Although all FCD's offer benefit, the reality is that none of these FCDs meets the ideal requirements of an FCD designed for the life of a SAGD well—high resistance to plugging and erosion, high viscosity insensitivity, and yet at the same time allows for flow control of the more complex flow profiles from enhanced oil recovery methods, such as SAGD where oil viscosity is higher during startup, where temperatures have not yet reached a high, but viscosity reduces as the temperature increases and where steam flashing is a potential problem. Therefore, the selection and optimization of FCDs for specific reservoirs, especially heavy oil reservoirs, is still needed in the art.
To gain the potential economic benefits from an FCD and to select the most appropriate FCD device for a given situation, a need to better understand FCD behavior in SAGD operations has been expressed by several SAGD operators. However, characterization data from vendors tends to be limited and sporadic. In all cases the rate/pressure relationships for the FCDs were available only for liquid water or oil at low temperature, not for steam and high temperature oil conditions present in a SAGD well. Yet, steam flashing is a critical parameter to consider in any steam based oil recovery method.

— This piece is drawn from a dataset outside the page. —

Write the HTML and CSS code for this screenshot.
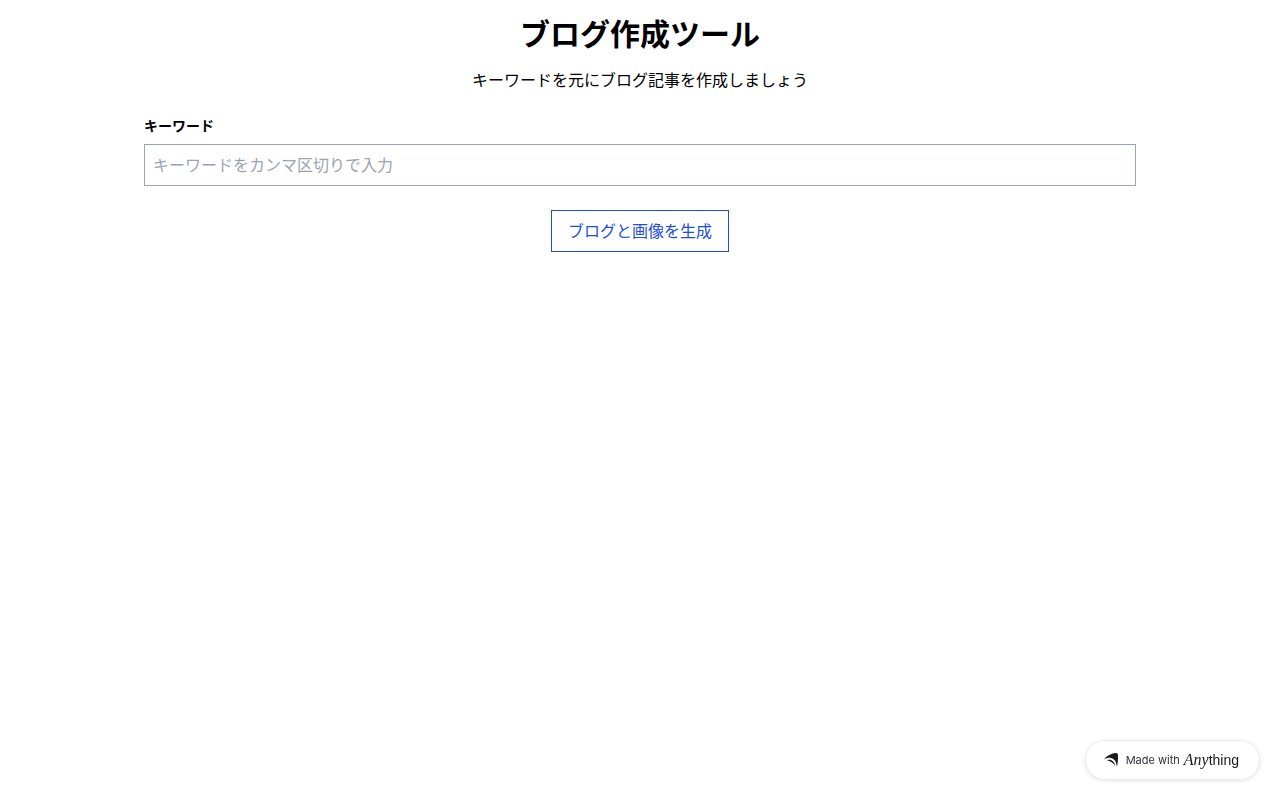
FILE: index.html
```
<!DOCTYPE html>
<html lang="ja">
<head>
    <meta charset="UTF-8">
    <meta name="viewport" content="width=device-width, initial-scale=1">
    <title>ブログ作成ツール</title>
    <link rel="stylesheet" href="styles.css">
</head>
<body>
    <main class="container">
        <h1>ブログ作成ツール</h1>
        <p class="lead">キーワードを元にブログ記事を作成しましょう</p>

        <form id="blog-form">
            <label for="keywords">キーワード</label>
            <input type="text" id="keywords" name="keywords" placeholder="キーワードをカンマ区切りで入力">
            <button type="submit">ブログと画像を生成</button>
        </form>
    </main>

    <a class="made-with" href="#">
        <svg class="made-with-icon" viewBox="0 0 14 14" aria-hidden="true">
            <path d="M0 6.600C2.500 3 6.500.500 11.500 0 13.200-.1 13.800.500 13.900 1.800 14.200 6 13.900 10 12.900 14 12.700 9 10.500 5.300 6.500 4.900 4 4.700 2 5.400 0 6.600z"/>
            <path d="M2.800 7.200C7 5.700 10.500 8 11.200 13 9.300 9.800 6.500 7.700 2.800 7.200z"/>
        </svg>
        <span class="made-with-label">Made with</span>
        <span class="wordmark"><i>Any</i><b>thing</b></span>
    </a>
</body>
</html>
```

FILE: styles.css
```
* {
    box-sizing: border-box;
}

body {
    margin: 0;
    background: white;
    color: black;
    font-family: "Noto Sans", "Noto Sans CJK JP", sans-serif;
    font-size: 16px;
    line-height: 24px;
}

.container {
    max-width: 1024px;
    margin: 0 auto;
    padding: 16px;
}

h1 {
    margin: 0 0 16px;
    font-size: 30px;
    font-weight: 700;
    line-height: 36px;
    text-align: center;
}

.lead {
    margin: 0 0 24px;
    text-align: center;
}

#blog-form {
    display: flex;
    flex-direction: column;
}

label {
    margin-bottom: 8px;
    font-size: 14px;
    font-weight: 700;
    line-height: 20px;
}

input {
    width: 100%;
    height: 42px;
    margin-bottom: 24px;
    padding: 8px;
    border: 1px solid #9ca3af;
    border-radius: 0;
    font: inherit;
}

input::placeholder {
    color: #9ca3af;
}

button {
    align-self: center;
    padding: 8px 16px;
    border: 1px solid #1d4ed8;
    background: white;
    color: #1d4ed8;
    font: inherit;
    cursor: pointer;
}

button:hover {
    background: #eff6ff;
}

/* badge floating in the bottom right corner */
.made-with {
    position: fixed;
    right: 20px;
    bottom: 20px;
    display: flex;
    align-items: center;
    height: 40px;
    padding: 0 20px 0 18px;
    border: 1px solid #ececec;
    border-radius: 20px;
    background: white;
    box-shadow: 0 1px 4px rgba(0, 0, 0, 0.1);
    color: #18191b;
    text-decoration: none;
}

.made-with-icon {
    width: 14px;
    height: 14px;
    margin-right: 8px;
    fill: #18191b;
}

.made-with-label {
    margin-right: 4px;
    color: #2f3037;
    font-family: Inter, sans-serif;
    font-size: 11px;
}

.wordmark {
    font-family: "Liberation Sans", sans-serif;
    font-size: 16px;
    white-space: nowrap;
}

.wordmark i {
    font-family: "Liberation Serif", serif;
}

.wordmark b {
    font-size: 14px;
    font-weight: 400;
}
```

Initial characterization of FCDs often relates the pressure drop across the tool as a function of the Reynolds Number (Re). This relationship between ΔP and Re has been the most advanced formulation to represent FCDs in a thermal reservoir simulator. However, this approach is only valid as long as no phase change occurs through the device (water flashing to steam for example).
Thus, what is still needed in the art are better modeling methods to predict the FCD behavior under reservoir conditions, particularly under enhanced oil recovery conditions such as seen with SAGD. In particular, a method to better account for behavior under the unique conditions presented by steam based enhanced recovery methods would be beneficial.